Excerpts:
“Josh. This is me. I live in a basement suite in Vancouver, British Columbia. It’s actually connected to my parents’ house, but I have a separate entrance. And I’m looking for a new place on craigslist. Lots of people move to Vancouver to live in basement suites and small apartments. I don’t really know many people who were actually born here.”
“Rent is expensive in the city. Real Estate is also expensive. My ex-girlfriend’s boss just bought a new place downtown. I bet it’s really nice.”
“Vancouver is currently listed as one of the three most liveable cities in the world. I’m starting to think I wouldn’t mind trying the other two.”
What Vancouver Means to Me by Lewis Bennet and Mark Boucher
Bravo. A movie about bitter-sweet love. – vreaa
[Thanks to 'E.G.' for letting us all know about this.]
































Cheery. Did Josh study at Emily Carr Institute?
usually people adapt well to adversity. i’m surprise not to see a lot more cash economy, taco trucks, street food. maybe it’s there and i never see it.
yea its not shanghai
we have regulations
on everything
This was fun: “my s***y friends, they all consider themselves to be artists
photographers, actors, musicians or filmmakers
none of them considers themselves waiters or cashiers or whatever their real jobs are”
Running on emotions and hope, like housing. See themselves as millionares and rich owners, when reality is a huge unaffordable debt that can bite anytime.
Not the intrinsic value, but the ‘hope’ value,
Pretty funny. Especially the part about being sure Emily Carr wouldn’t go to Emily Carr.
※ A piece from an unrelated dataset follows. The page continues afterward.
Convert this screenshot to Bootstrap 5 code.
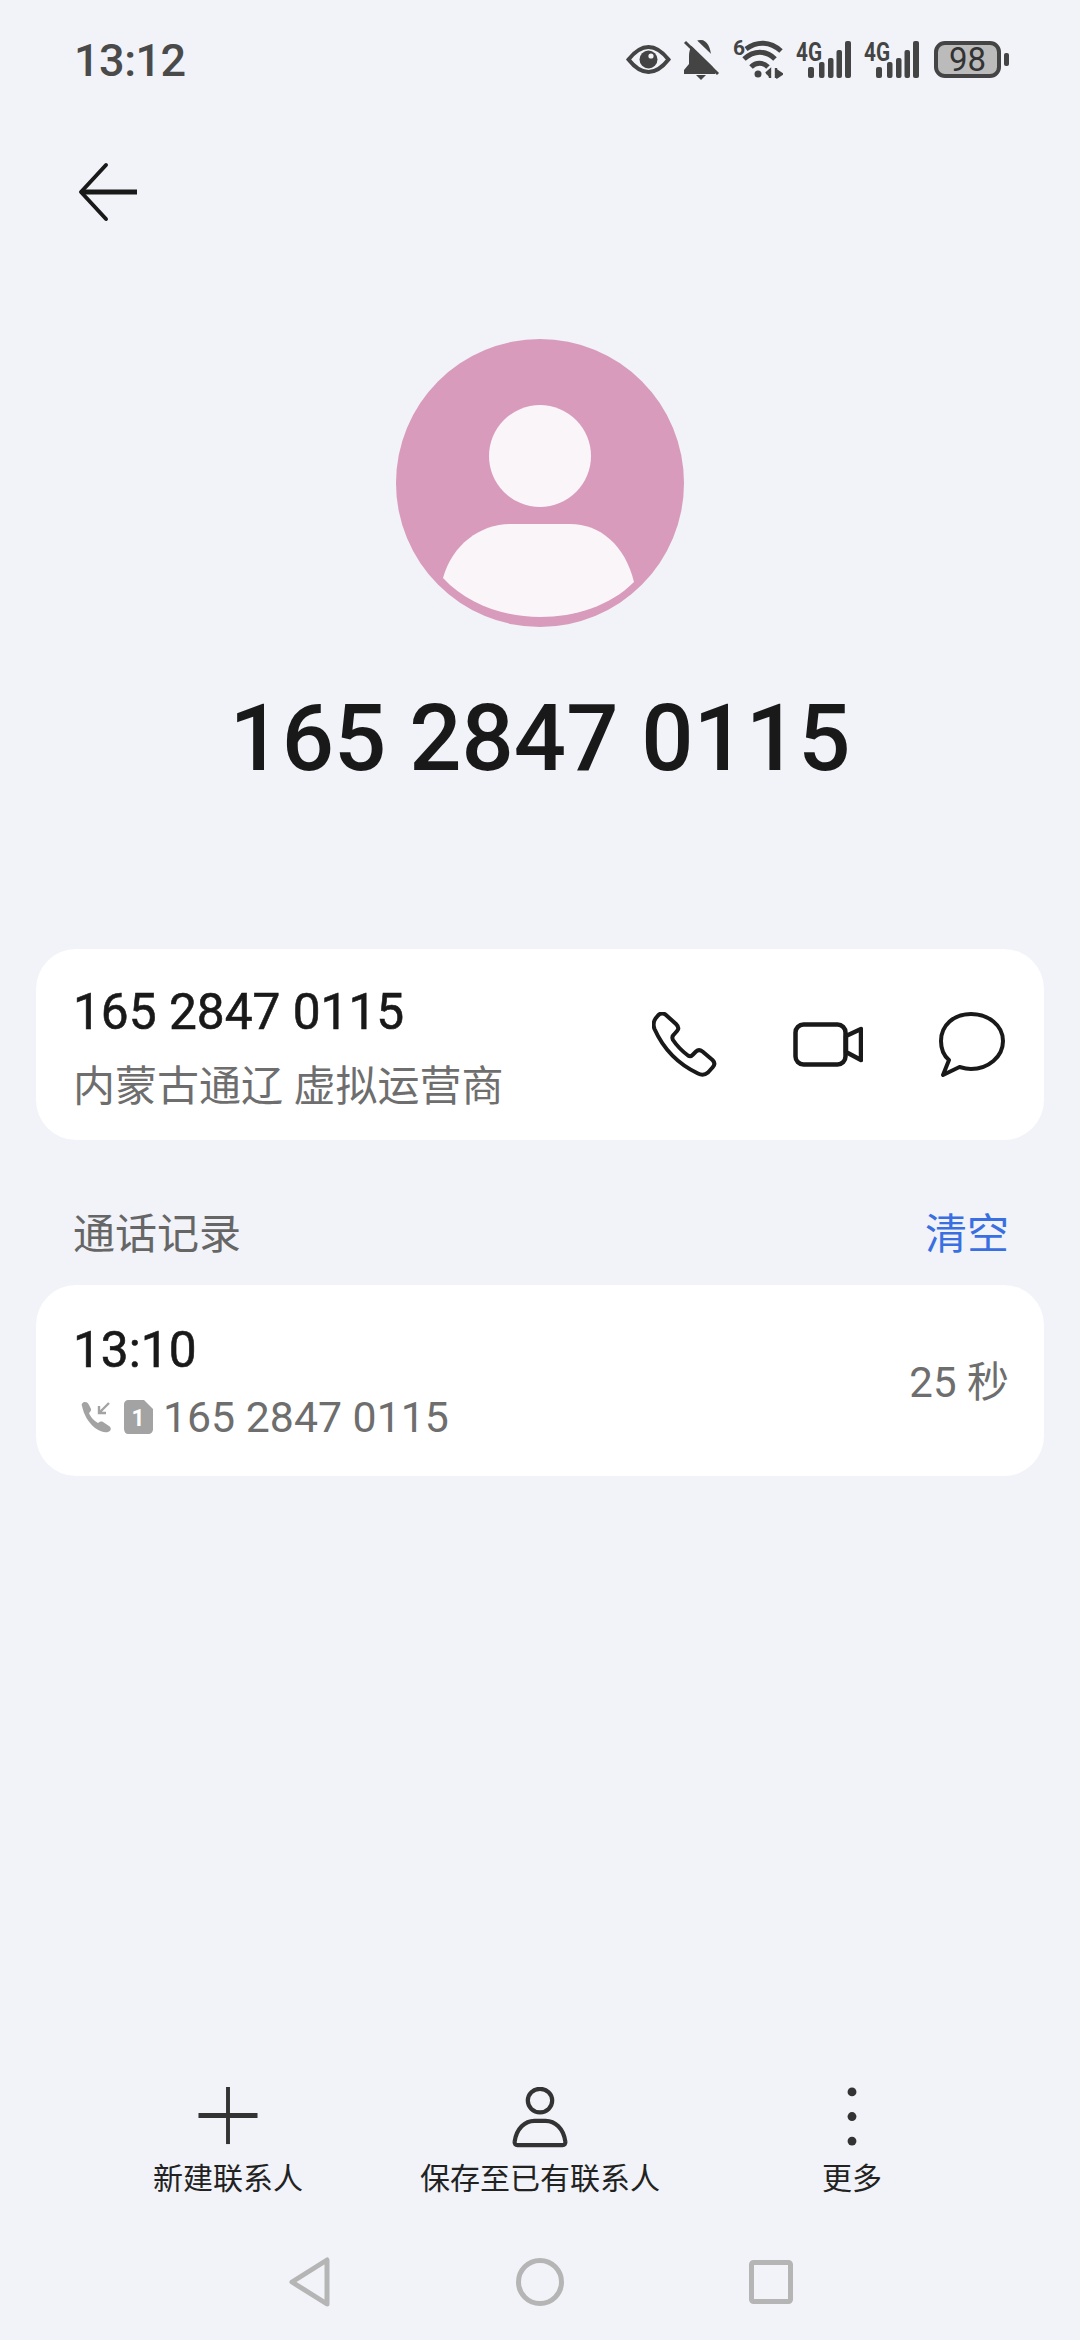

So which handle is Josh, here?
Actually the writers and actors of this film did an EXCELLENT job capturing a slice of not just Vancouver but youngish singles living in any city in the world. The anger against the boss, the difficulty coping with change, the unfortunate struggles young people go through trying to get a foothold in today’s economy, the fact that good jobs are very hard to come by, and the acceptable level of malaise and laziness by the Gen-Y/Xers. All that was missing was LuLuLemon, iPhones, and the inability to comprehend the Lambourghini LP640 that just drove down the street with a “N” New Driver sticker.
If we really want to spin it to this site’s story, the last scene trying to talk with the girlfriend, claiming it was his birthday (false reasoning), and being denied is what many feel like when struggling in Vancouver. The average citizen just can’t get any realistic accomplishments there while Van ignores them and goes and screws with the rich bastards. Eventually Josh will move on and Vancouver will keep baking and getting screwed. Until the screwers up and leave to the next hot property and Vancouver is left all alone.
Thanks Rob. I appreciate your comments.
So many parallels, the ex-gf is like Vancouver, the ex’s boss is wealtthy foreign investors stealing property from inhabitants (josh).
I used to love her.
Thanks for posting our film!
NOW MAKE ANOTHER
but this time,
dont hold back
Lewis, thank YOU for the film.
It’s great.
All the best with future endeavours.
How about a brief film on the speculative mania in Vancouver RE?
It’s going to be the story of the decade.
@vreaa Let me get back to you on that one. I might be interested. I need to do me some book learnin because most of the “factors in the drama” are things I don’t really know about. Is it cool if I email you with some questions at a later date? If you have any other links (for simpletons) then please send them over.
Lewis -> Sure, e-mail me whenever suits you.
(see under ‘contact’ above.)
fantastic! En-core!
Great Film!
I also loved the Emily Carr part. And the boyfriend rubbing $$$ on his pants.